Protagonisti della riqualificazione – il cui cantiere è partito esattamente due anni fa – sono stati anche i sedici richiedenti asilo ospitati presso l’ostello “Le tre corone” del paese, da alcune settimane impegnati in modo assolutamente gratuito per dare una nuova vita a questo capannone situato nella zona industriale di Ponte Trebbia. Al loro fianco, ha operato un gruppo di studenti francesi arrivati a Piacenza nell’ambito del progetto Erasmus. Sotto lo stretto coordinamento di docenti e professionisti dell’Ente Scuola Edile di Piacenza, hanno realizzato passo dopo passo quanto previsto dal progetto dell’intervento: un mix delle migliori proposte emerse con il concorso di idee promosso nei mesi scorsi, a cui ha preso parte una ventina di alunni della scuola stessa, realizzando uno spazio che sarà destinato al ricovero delle attrezzature comunali e al coinvolgimento delle associazioni locali. In ragione del servizio prestato, ieri mattina hanno ricevuto un attestato dall’amministrazione municipale alla presenza del sindaco Francesco Zangrandi, di Filippo Cella e Cristina Bianchi, presidente e direttore della Scuola Edile, e di Antonella Liotti, referente dell’associazione “Libera”.
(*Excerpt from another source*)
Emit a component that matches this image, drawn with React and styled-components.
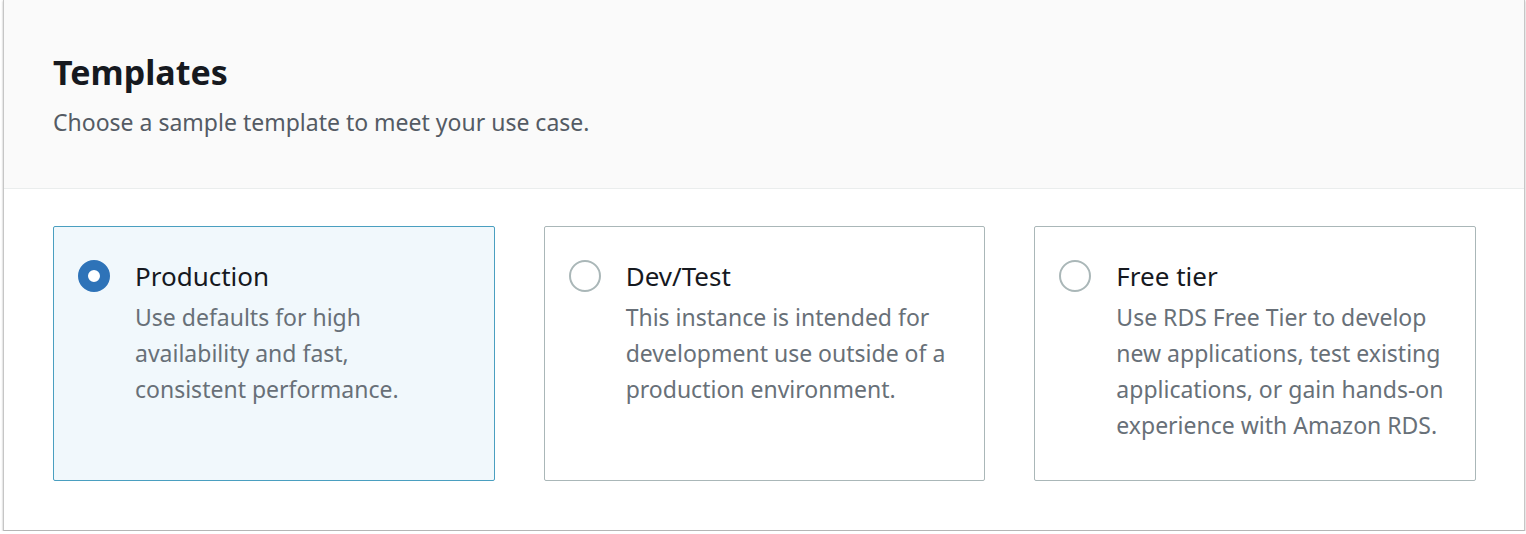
import React from "react";
import styled, { createGlobalStyle } from "styled-components";

const GlobalStyle = createGlobalStyle`
   body {
      margin: 0;
      background: #ffffff;
      font-family: "Noto Sans", "Liberation Sans", sans-serif;
   }
`;

const Panel = styled("section")`
   margin: 0 0 0 3px;
   width: 1522px;
   height: 531px;
   box-sizing: border-box;
   border: 1px solid #c6c6c6;
   border-top: none;
   border-bottom-color: #b5b5b5;
   background-color: #fff;
   box-shadow: 0 1px 2px rgba(0, 0, 0, 0.3);
   display: flex;
   flex-direction: column;
`;

const Header = styled("header")`
   background-color: #fafafa;
   height: 189px;
   box-sizing: border-box;
   border-bottom: 1px solid #eaeded;
   padding: 52px 49px 0;
`;

const Title = styled("h2")`
   margin: 0;
   font-size: 34px;
   line-height: 40px;
   font-weight: 700;
   color: #16191f;
`;

const Subtitle = styled("p")`
   margin: 14px 0 0;
   font-size: 23px;
   line-height: 32px;
   color: #545b64;
`;

const Options = styled("div")`
   display: grid;
   grid-template-columns: repeat(3, 1fr);
   column-gap: 49px;
   padding: 37px 48px 0 49px;
`;

const Card = styled("label")`
   display: flex;
   gap: 25px;
   height: 255px;
   box-sizing: border-box;
   padding: 30px 24px;
   border: 1px solid ${p => (p.selected ? "#4a9fc0" : "#aab7b8")};
   border-radius: 2px;
   background-color: ${p => (p.selected ? "#f1f8fc" : "#fff")};
   cursor: pointer;
`;

const Radio = styled("span")`
   flex: none;
   width: 32px;
   height: 32px;
   margin-top: 3px;
   box-sizing: border-box;
   border-radius: 50%;
   border: ${p => (p.checked ? "10px solid #2e73b8" : "2px solid #aab7b8")};
   background-color: #fff;
`;

const Body = styled("div")`
   display: flex;
   flex-direction: column;
`;

const OptionTitle = styled("span")`
   font-size: 26px;
   line-height: 38px;
   margin-bottom: 4px;
   color: #16191f;
`;

const OptionText = styled("span")`
   font-size: 23px;
   line-height: 36px;
   color: #687078;
`;

const templates = [
   {
      id: "production",
      title: "Production",
      text: ["Use defaults for high", "availability and fast,", "consistent performance."]
   },
   {
      id: "devtest",
      title: "Dev/Test",
      text: ["This instance is intended for", "development use outside of a", "production environment."]
   },
   {
      id: "free",
      title: "Free tier",
      text: [
         "Use RDS Free Tier to develop",
         "new applications, test existing",
         "applications, or gain hands-on",
         "experience with Amazon RDS."
      ]
   }
];

const App = () => {
   const [selected, setSelected] = React.useState("production");

   return (
      <>
         <GlobalStyle />
         <Panel>
            <Header>
               <Title>Templates</Title>
               <Subtitle>Choose a sample template to meet your use case.</Subtitle>
            </Header>
            <Options>
               {templates.map(t => (
                  <Card
                     key={t.id}
                     selected={selected === t.id}
                     onClick={() => setSelected(t.id)}
                  >
                     <Radio checked={selected === t.id} />
                     <Body>
                        <OptionTitle>{t.title}</OptionTitle>
                        {t.text.map(line => (
                           <OptionText key={line}>{line}</OptionText>
                        ))}
                     </Body>
                  </Card>
               ))}
            </Options>
         </Panel>
      </>
   );
};

export default App;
«Il percorso intrapreso per la riqualificazione del bene confiscato alla mafia mi commuove», ha esordito Antonella Liotti, referente piacentina di “Libera”, l’associazione contro le mafie presieduta da don Ciotti. «Il sindaco inizialmente si era affidato a “Libera” per avviare un discorso culturale con la cittadinanza, creando una rete di soggetti sensibili alla tematica. Dopo, però, abbiamo affiancato l’amministrazione dal punto di vista legale a causa di controversie sorte tra l’istituzione e gli ex-proprietari dell’immobile». Nel cantiere, sono state coinvolte la scuola media di Calendasco, Legambiente, il liceo Gioia e Respighi per ripulire l’area, facendosene simbolicamente e concretamente carico. La Regione Emilia-Romagna ha finanziato 24mila euro (a fronte di una spesa prevista complessiva di 34mila euro) per interventi strutturali, tra cui la bonifica del tetto in eternit e l’installazione dell’impianto di videosorveglianza.
«A fare affari con la criminalità organizzata si perde tutto»
Questa cooperazione civile sembrerebbe aver infastidito qualcuno: «L’anno scorso, durante la notte, è stato cancellato un cartellone affisso sul capannone dai ragazzi che avevano collaborato. Pochi mesi fa, inoltre, è stata rimossa la parola “mafia” da un manifesto appeso dai liceali. In risposta a questi atti intimidatori», ha annunciato Liotti, ringraziando le Forze dell’ordine per il sostegno, «i richiedenti asilo lasceranno le proprie impronte colorate sulle inferiate del cancello all’ingresso. Il bene confiscato alla mafia diventerà un laboratorio di legalità a disposizione di chiunque. Nel nostro territorio le infiltrazioni sono soprattutto di carattere economico, come testimoniato dai recenti processi Blackmonkey e Aemilia. Deve passare il messaggio che la confisca funziona e che a fare affari con la criminalità organizzata si perde tutto».